En el día del Seminario
Meditación en voz alta , 19.3.24
Por los años 50 del siglo XX, los jueves en la tarde, riadas de jóvenes seminaristas y religiosos de muchos colores salían a pasear por las calles de Salamanca y atravesaban los puentes del Tormes. Las ordenaciones de diáconos y presbíteros se contaban por docenas. Eran tiempos de cristiandad. Pero la situación hoy ha cambiado: mengua el número de candidatos a los ministerios ordenados y los obispos se ven mal para encontrar párrocos que se agotan corriendo de un pueblo a otro para decir misa cada vez menos frecuentada. No soy ajeno a la preocupación por este cambio, pero no caigo en el derrotismo. Prefiero discernir qué indicativos pueden abrir futuro.

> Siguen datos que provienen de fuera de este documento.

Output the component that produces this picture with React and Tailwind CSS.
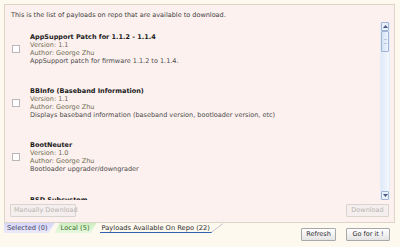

Hemos vivido muchos años en nacionalcatolicismo. Ser español y católico parecían inseparables. El consorcio entre autoridades políticas y autoridades religiosas católicas implicaba una presencia pública de la Iglesia como poder y una relevancia social de presbíteros y obispos. Al caer ese consorcio, la presencia pública de la Iglesia Católica en la sociedad española está pidiendo nueva versión: no debe seguir el camino del poder que se impone por la fuerza, sino ser signo creíble del Evangelio que seduce. El desamparo y la exclusión cultural que hoy está sufriendo la Iglesia en nuestra sociedad española puede ser una llamada del Espíritu a la conversión evangélica.
No se arregla el problema con un revoque de fachada. Ni solo con el cambio de estructuras y procedimientos que cada vez resultan más obsoletos, ineficaces y fuera de juego para la nueva sensibilidad cultural pide avivar la fe cristiana. No entendida solo como creencias conformes con la ortodoxia, sino como experiencia de Dios revelado en Jesucristo. Ahí está la clave para la nueva presencia pública y profética de la religión católica en la sociedad española que un poco alborotadamente ha entrado modernidad y ya se confiesa laica. Sin entender esta palabra como laicismo, sino como pueblo que desea ser sujeto libre a la hora de programar su vida sin que los dioses y la religión se lo impidan.
El cambio cultural de la sociedad española exige la conversión evangélica de la comunidad cristiana. Y como servicio a esa conversión la comunidad necesita ministros que sean verdaderos creyentes.
Conozco y admiro a sacerdotes del mundo rural que deben atender a varios pueblos. Incluso por bautizados que no van a misa, se ven siempre está vigilados, catalogados y controlado. Con frecuencia sufren la soledad y experimentan la inutilidad de sus desvelos. Están abocados a la resignación entristecida o a la santidad: abriéndose libre y totalmente a esa Presencia de amor que es Dios revelado en Jesucristo.
La crisis actual de la comunidad cristiana dentro de la sociedad española es crisis de fe como experiencia y sólo madurando en esa experiencia la Iglesia puede tener una presencia pública evangelizadora. Es la crisis que de modo especial sufren también y deben superar los cristianos que han recibido y ejercen un ministerio ordenado.
En vísperas de su muerte injusta, Jesús de Nazaret experimentó el fracaso y el abandono de todos. Pero en ese momento de crisis también experimentó: “no estoy solo porque el Padre está conmigo”. Muchas veces medito la confesión de San Pablo en su segunda carta a los fieles de Corinto. Las incomprensiones, los rechazos e incluso la persecución por predicar el Evangelio eran como una espina clavada que recomendaba el abandono de la tarea: “tres veces pedí al Señor, que prescindiera de mi”. Pero el apóstol escuchó en su interioridad: “te basta mi gracia porque en la fragilidad del ser humano se manifiesta la fuerza de Dios”. En una situación que nos desborda, hay que esperarlo todo de la Presencia gratuita de Dios con nosotros, en nosotros y en nuestra entrega confiada siempre abre camino.
La crisis de fe que está sufriendo la comunidad cristiana se manifiesta en la crisis de vocaciones para los ministerios ordenados. Los llamados a ejercer el ministerio de diácono, presbítero u obispo no deben buscar su identidad en el poder que se impone desde arriba, en apariencias externas de ser distintos y superiores a la demás, ni en privilegios sociales o eclesiales. Ante todo deben ser creyentes apasionados por el evangelio de Jesucristo para el desarrollo integral de la humanidad. Verdaderos místicos que vivan y transpiren es experiencia de fe: “hemos creído y por eso hablamos”. Solo desde esa experiencia ejercerán la autoridad que afianza y promueve a las personas sin caer en el autoritarismo que impide a las personas ser ellas mismas.